Fri, 12 May 2023 at 3:06 pm BST
Seven years after the country voted to leave the EU, the daily arguments over what precisely that meant and how precisely to do it still have the freshness of a vegetable rotting in a Great British field for want of any Great Brit to pick it. Brexit is a journey, not a destination – like a late-night trip on TransPennine Express, or “life” on Instagram.
Incredibly, the Conservative party has now found yet another way to divide itself over the issue. Yes, even its splits have splits. Brexiteers themselves have now subdivided into diehards and compromisers. Expect both those categories to subdivide again soon, as we hurtle inexorably towards the logical end of the Brexit process: hundreds of individual politicians screaming into hundreds of individual TV cameras that only they can fix it.
One of these will be the last face you see before you die.

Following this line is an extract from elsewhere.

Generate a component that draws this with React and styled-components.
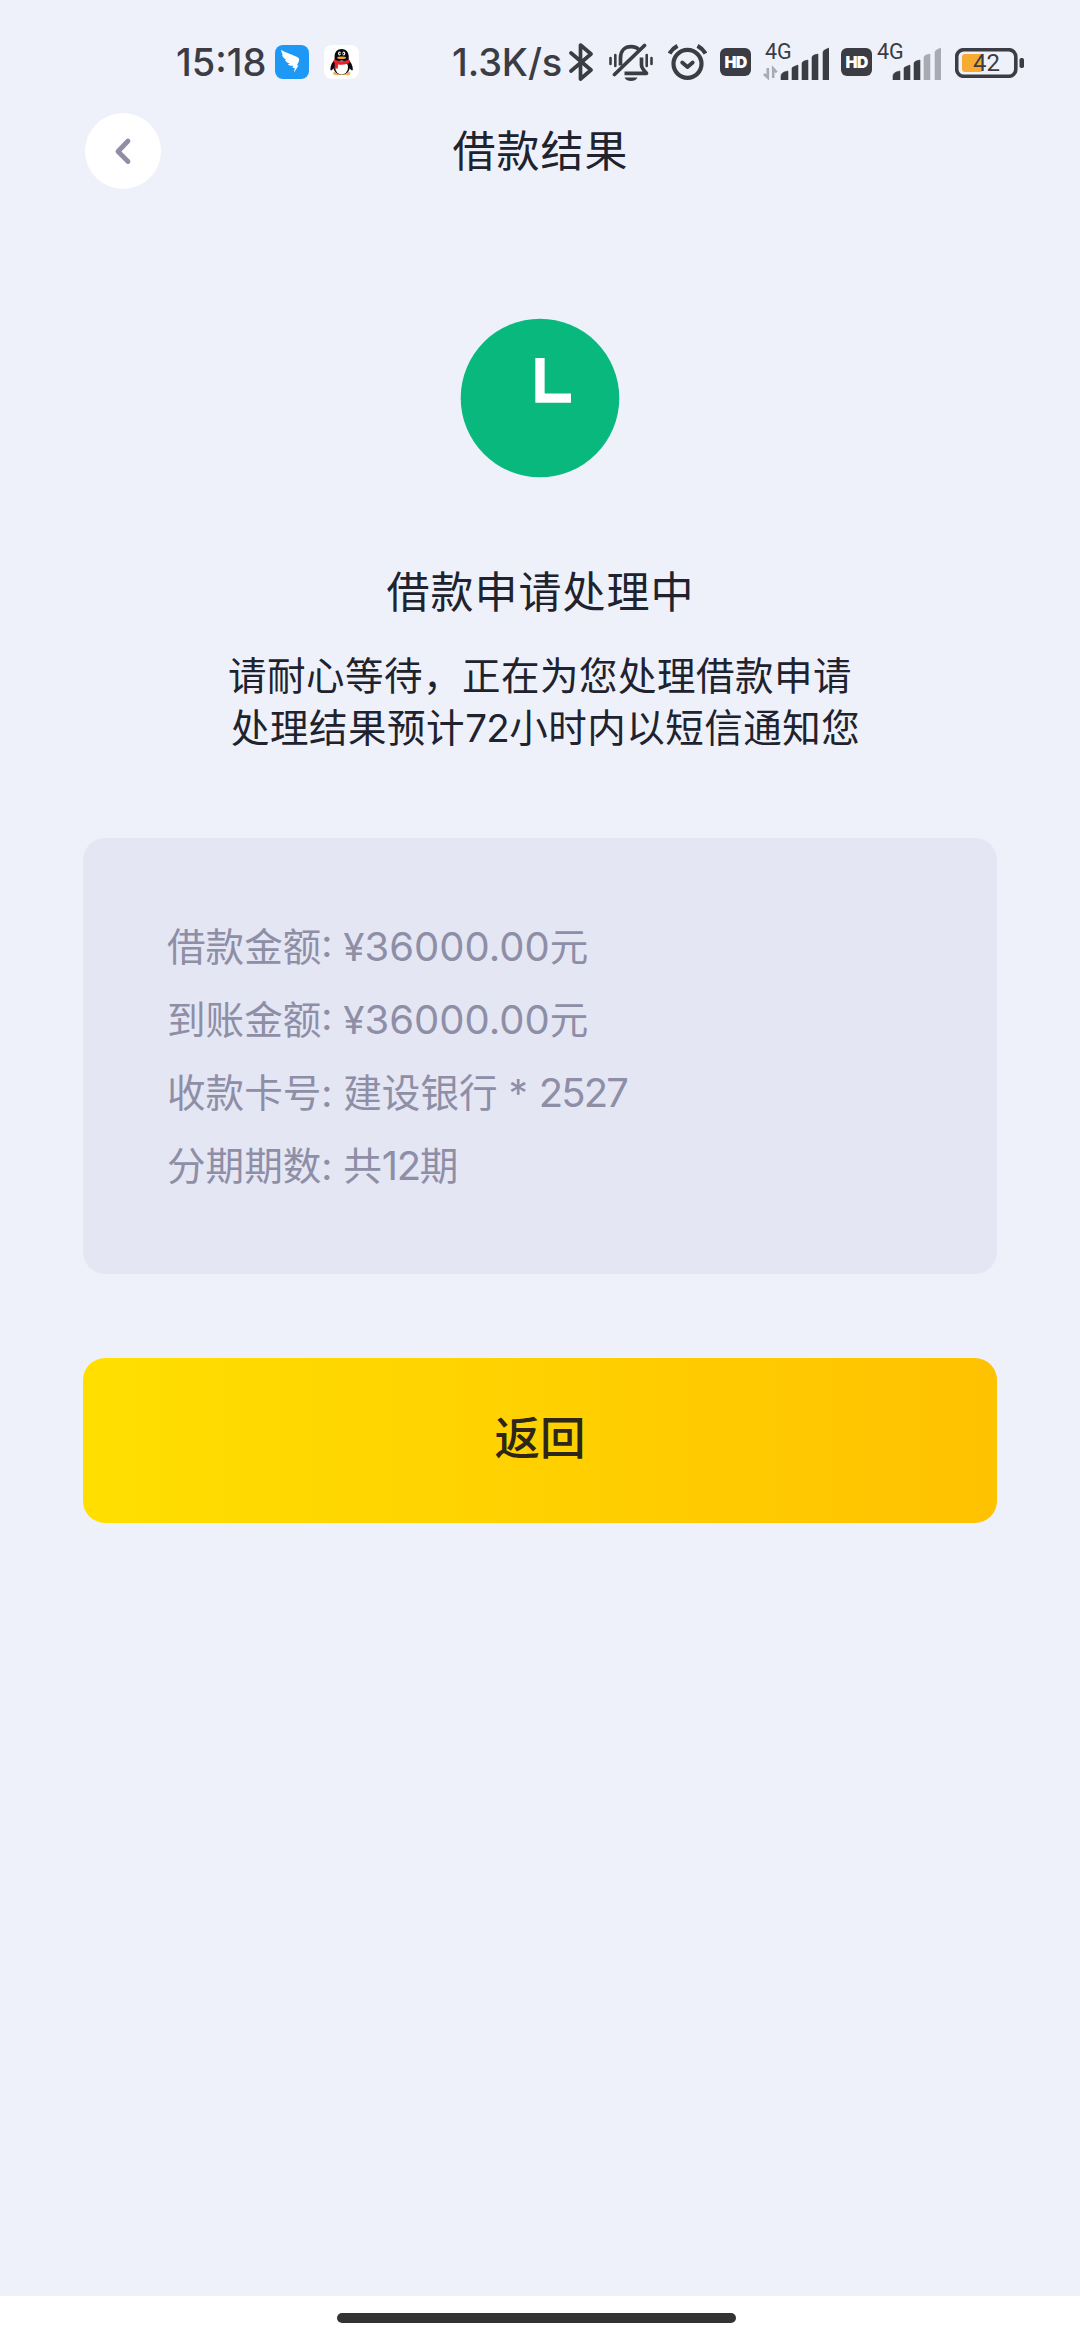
import React from "react";
import styled, { createGlobalStyle } from "styled-components";

const ink = "#3b3c44";

const GlobalStyle = createGlobalStyle`
  *, *::before, *::after { box-sizing: border-box; }
  body {
    margin: 0;
    background: #eef1fa;
    font-family: Inter, "Noto Sans CJK SC", sans-serif;
    color: #20222e;
  }
`;

const Screen = styled.div`
  display: flex;
  flex-direction: column;
  width: 1080px;
  height: 2340px;
  overflow: hidden;
  background: #eef1fa;
`;

const StatusBar = styled.header`
  display: flex;
  align-items: center;
  flex: none;
  height: 100px;
  padding: 24px 55px 0 176px;
  color: ${ink};
`;

const StatusText = styled.span`
  flex: none;
  width: ${(p) => p.$width}px;
  margin-left: ${(p) => p.$before || 0}px;
  font-size: 38px;
  line-height: 48px;
  font-weight: 500;
  letter-spacing: ${(p) => p.$tracking || 0}px;
  white-space: nowrap;
`;

const StatusIcon = styled.svg`
  flex: none;
  display: block;
  margin-left: ${(p) => p.$before || 0}px;
`;

const HdBadge = styled.span`
  display: flex;
  align-items: center;
  justify-content: center;
  flex: none;
  width: 31px;
  height: 28px;
  margin-left: ${(p) => p.$before}px;
  border-radius: 6px;
  background: ${ink};
  color: #fff;
  font-size: 16px;
  font-weight: 900;
  line-height: 28px;
  letter-spacing: -0.7px;
`;

const Signal = styled.div`
  display: grid;
  grid-template-rows: 15px 21px;
  flex: none;
  width: ${(p) => p.$width}px;
  height: 36px;
  margin-left: ${(p) => p.$before}px;
`;

const Network = styled.span`
  grid-area: 1 / 1;
  padding-left: ${(p) => p.$inset || 0}px;
  font-family: Roboto, sans-serif;
  font-size: 21.5px;
  line-height: 15px;
`;

const SignalBars = styled.svg`
  grid-area: 1 / 1 / 3 / 2;
  display: block;
`;

const Battery = styled.div`
  display: grid;
  align-items: center;
  flex: none;
  width: 70px;
  height: 30px;
  margin-left: 14px;
`;

const BatteryShape = styled.svg`
  grid-area: 1 / 1;
  display: block;
`;

const BatteryLevel = styled.span`
  grid-area: 1 / 1;
  width: 63px;
  padding-top: 1px;
  text-align: center;
  font-family: Roboto, sans-serif;
  font-size: 24px;
  line-height: 30px;
`;

const NavBar = styled.nav`
  display: grid;
  grid-template-columns: 76px 1fr 76px;
  align-items: center;
  flex: none;
  height: 102px;
  padding: 0 85px;
`;

const BackButton = styled.button`
  display: flex;
  align-items: center;
  justify-content: center;
  width: 76px;
  height: 76px;
  padding: 0;
  border: 0;
  border-radius: 50%;
  background: #fff;
`;

const NavTitle = styled.h1`
  margin: 0;
  padding-left: 1px;
  text-align: center;
  font-size: 43px;
  line-height: 60px;
  font-weight: 400;
  letter-spacing: 1px;
`;

const Main = styled.main`
  display: flex;
  flex-direction: column;
  flex: 1;
  padding: 116px 83px 0;
`;

const ClockMark = styled.svg`
  display: block;
  align-self: center;
  flex: none;
`;

const Heading = styled.h2`
  margin: 84px 0 0;
  padding-left: 1px;
  text-align: center;
  font-size: 43px;
  line-height: 60px;
  font-weight: 400;
  letter-spacing: 1px;
`;

const Message = styled.div`
  margin-top: 28px;
  text-align: center;
  font-size: 38.5px;
  line-height: 52px;
  letter-spacing: 0.5px;
`;

const MessageLine = styled.p`
  margin: 0;
  height: 52px;
  white-space: pre;
`;

const Figure = styled.span`
  font-size: ${(p) => p.$size}px;
  letter-spacing: ${(p) => p.$tracking || 0}px;
`;

const DetailCard = styled.section`
  display: grid;
  grid-auto-rows: 73px;
  height: 436px;
  margin-top: 84px;
  padding: 72px 84px;
  border-radius: 22px;
  background: #e4e6f4;
`;

const DetailRow = styled.div`
  color: #8e8ea6;
  font-size: 38.6px;
  line-height: 73px;
  white-space: pre;
`;

const ReturnButton = styled.button`
  height: 165px;
  margin-top: 84px;
  padding: 0 0 3px;
  border: 0;
  border-radius: 22px;
  background: linear-gradient(90deg, #ffdf00, #ffc200);
  color: #2e2616;
  font-family: inherit;
  font-size: 45.5px;
  line-height: 60px;
  font-weight: 500;
`;

const GestureArea = styled.footer`
  display: flex;
  justify-content: center;
  flex: none;
  height: 44px;
  padding-top: 17px;
  background: #fff;
`;

const GestureBar = styled.div`
  width: 399px;
  height: 10px;
  margin-left: -7px;
  border-radius: 5px;
  background: #333;
`;

const barPaths = [
  "M0 36v-4q0-4 7-5v9z",
  "M11 36V24q0-1 6-3v15z",
  "M21 36V19q0-2 6-3v20z",
  "M31 36V13q0-2 6-3v26z",
  "M42 36V8q0-2 6-4v32z",
];

function Bars({ offset, active, children }) {
  return (
    <SignalBars width={offset + 48} height="36" viewBox={`0 0 ${offset + 48} 36`}>
      {children}
      <g transform={`translate(${offset} 0)`}>
        {barPaths.map((d, i) => (
          <path
            key={d}
            d={d}
            fill={i < active ? ink : "#a9aab3"}
            stroke={i < active ? ink : "#a9aab3"}
            strokeWidth="0.6"
            strokeLinejoin="round"
          />
        ))}
      </g>
    </SignalBars>
  );
}

const details = [
  { label: "借款金额", before: "¥", figure: "36000.00", after: "元" },
  { label: "到账金额", before: "¥", figure: "36000.00", after: "元" },
  { label: "收款卡号", before: "建设银行 * ", figure: "2527", tracking: -1.8 },
  { label: "分期期数", before: "共", figure: "12", tracking: -1.4, after: "期" },
];

export default function App() {
  return (
    <Screen>
      <GlobalStyle />
      <StatusBar>
        <StatusText $width={99}>15:18</StatusText>
        <StatusIcon width="34" height="34" viewBox="0 0 34 34">
          <rect width="34" height="34" rx="8" fill="#1e98f5" />
          <path
            d="M6.200 4.700C10.500 8 18 9.500 22.500 12.200c1.800 1.100 2 2.400 1.300 4.200l-1.900 4.200h1.700L18.800 27.800l1-4.900h-2.400l.8-2.200c-2.200.5-3.900-.1-5.400-1.500l2.200-.4c-2.700-.9-4.300-2.100-5.100-4.100l1.700.1C8.700 13.700 7.300 11.500 7 9.200l1.100.5C6.800 8.200 6.200 6.600 6.200 4.700z"
            fill="#fff"
          />
        </StatusIcon>
        <StatusIcon $before={15} width="35" height="34" viewBox="0 0 35 34">
          <rect width="35" height="34" rx="8" fill="#fff" />
          <path d="M9 28.500c0-1.800 3-2.500 5.500-2.500h6c2.500 0 6 .7 6 2.500s-3 2-5 1.500h-7c-2 .5-5.500.3-5.500-1.500z" fill="#eeb65c" />
          <path
            d="M17.600 3.900c-4.300 0-7 3.200-7 7.300v3.200C8.300 17.400 6.400 20.500 6.400 24c0 2.300 1.200 1.700 3-.8 1.300 4 4 6.300 8.200 6.300s7-2.300 8.200-6.300c1.900 2.500 3 3.100 3 .8 0-3.500-1.900-6.600-4.100-9.600v-3.200c0-4.100-2.800-7.300-7.100-7.300z"
            fill="#08090c"
          />
          <ellipse cx="17.600" cy="22.500" rx="6.400" ry="7" fill="#fff" />
          <path d="M10.300 14.300c4 2.600 10.500 2.600 14.700 0l1 3c-3.500 2.500-8.200 2.900-12 2.100l-.2 4.100h-3.400l.5-5.200-1.400-1z" fill="#e3242b" />
          <ellipse cx="15.500" cy="8.400" rx="1.400" ry="2" fill="#fff" />
          <ellipse cx="19.800" cy="8.400" rx="1.400" ry="2" fill="#fff" />
          <circle cx="15.900" cy="8.600" r=".8" fill="#111" />
          <circle cx="19.400" cy="8.600" r=".8" fill="#111" />
          <ellipse cx="17.600" cy="12.700" rx="4.500" ry="1.300" fill="#f4a43c" />
        </StatusIcon>

        <StatusText $before={93} $width={117} $tracking={-0.1}>1.3K/s</StatusText>
        <StatusIcon width="25" height="38" viewBox="0 0 25 38">
          <path
            d="M2 10l20 17-10.500 9V2L22 11 2 28"
            fill="none"
            stroke={ink}
            strokeWidth="3.700"
            strokeLinecap="round"
            strokeLinejoin="round"
          />
        </StatusIcon>
        <StatusIcon $before={15} width="44" height="38" viewBox="0 0 44 38">
          <g fill="none" stroke={ink} strokeWidth="3.700" strokeLinejoin="round">
            <path d="M11.500 22.500V15C11.500 7.500 16 3.700 22 3.700c3.700 0 6.500 1.300 8.300 3.500" />
            <path d="M32.500 14.500V22c0 3 2 5 5 8.300H15.500" />
            <path d="M5.500 31.500L35.500 2.500" strokeLinecap="round" />
            <path d="M1.500 15v6M6.300 12v11M37.700 12v11M42.500 15v6" strokeWidth="2.600" strokeLinecap="round" />
          </g>
          <path d="M15.500 34.500h13c-1.500 2.600-3.500 3.500-6.500 3.500s-5-.9-6.500-3.500z" fill={ink} />
        </StatusIcon>
        <StatusIcon $before={15} width="39" height="38" viewBox="0 0 39 38">
          <g fill="none" stroke={ink} strokeLinejoin="round">
            <circle cx="19.500" cy="20.800" r="14" strokeWidth="4.200" />
            <path d="M14.200 19.500l5.300 4.500 5.200-4.500" strokeWidth="3.800" strokeLinecap="round" />
            <path d="M1.500 10.500Q4.300 5.500 9.500 2.800M37.500 10.500Q34.700 5.500 29.500 2.800" strokeWidth="4.200" />
          </g>
        </StatusIcon>
        <HdBadge $before={13}>HD</HdBadge>
        <Signal $before={11} $width={68}>
          <Network $inset={3}>4G</Network>
          <Bars offset={19} active={5}>
            <path d="M5.800 24v9.500L2 30M11.200 34V24.500l3.500 3.800" fill="none" stroke="#a9aab3" strokeWidth="2.600" />
          </Bars>
        </Signal>
        <HdBadge $before={11}>HD</HdBadge>
        <Signal $before={5} $width={64}>
          <Network>4G</Network>
          <Bars offset={16} active={3} />
        </Signal>
        <Battery>
          <BatteryShape width="70" height="30" viewBox="0 0 70 30">
            <rect x="1.700" y="1.700" width="59.100" height="26.600" rx="7" fill="none" stroke={ink} strokeWidth="3.600" />
            <rect x="7" y="6" width="21" height="18" rx="3" fill="#f7ab32" />
            <rect x="64.500" y="10" width="4.500" height="10" rx="1.800" fill={ink} />
          </BatteryShape>
          <BatteryLevel>42</BatteryLevel>
        </Battery>
      </StatusBar>

      <NavBar>
        <BackButton aria-label="返回">
          <svg width="20" height="30" viewBox="0 0 20 30">
            <path
              d="M15 5L5 15.500l10 10"
              fill="none"
              stroke="#8f8ea5"
              strokeWidth="4.800"
              strokeLinecap="round"
              strokeLinejoin="round"
            />
          </svg>
        </BackButton>
        <NavTitle>借款结果</NavTitle>
      </NavBar>

      <Main>
        <ClockMark width="160" height="160" viewBox="0 0 160 160">
          <circle cx="80" cy="80" r="79.300" fill="#09b87d" />
          <path d="M80 40v40.200h31" fill="none" stroke="#fff" strokeWidth="9.300" />
        </ClockMark>
        <Heading>借款申请处理中</Heading>
        <Message>
          <MessageLine>请耐心等待，正在为您处理借款申请</MessageLine>
          <MessageLine>
            {" 处理结果预计"}
            <Figure $size={38.5} $tracking={-0.6}>72</Figure>
            {"小时内以短信通知您"}
          </MessageLine>
        </Message>
        <DetailCard>
          {details.map(({ label, before, figure, tracking, after }) => (
            <DetailRow key={label}>
              {`${label}: ${before}`}
              <Figure $size={40} $tracking={tracking}>{figure}</Figure>
              {after}
            </DetailRow>
          ))}
        </DetailCard>
        <ReturnButton>返回</ReturnButton>
      </Main>

      <GestureArea>
        <GestureBar />
      </GestureArea>
    </Screen>
  );
}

I don’t mean in the traditional sense you often see that trope deployed: implying you’ll be cowering at the homicidal hand of the maniac in question. I just mean that many years from now, at the natural end of your life, shivering in some tarpaulin-tented outpost of the care home system that all this sort of stuff prevented politicians from ever fixing, one or other of them will be on the telly as you rattle out your last breath then get exported to a far-flung emerging-market country for cremation, as part of the exciting new trade deal worth 0.000003% to UK GDP that was signed by Sixtus Rees-Mogg in the wake of the second water wars. Or as Theresa May put it, a full three imploded prime ministerships ago: “Brexit means Brexit, and we ARE going to make a success of it.”
Anyway, the latest form the forever war has achieved is a row between the Conservative government, which has U-turned on repealing every single piece of retained EU law, and various hardliners from its own party who think they should stick to the original plan. Compromisers are epitomised by trade secretary Kemi Badenoch. I don’t need to fill you in on Kemi. For much of the past year, she has been the latest amusingly overhyped act being pushed as the next big thing by the Conservative A&R department. Every time she takes the stage it feels like some middle-aged guy in an ill-advised deep V is going to try to stick a coke spoon up your nose while rasping in your ear that she’s “the real deal”. But look, as the trademarked Most Effective Minister in Government, Michael Gove’s presumably worth listening to.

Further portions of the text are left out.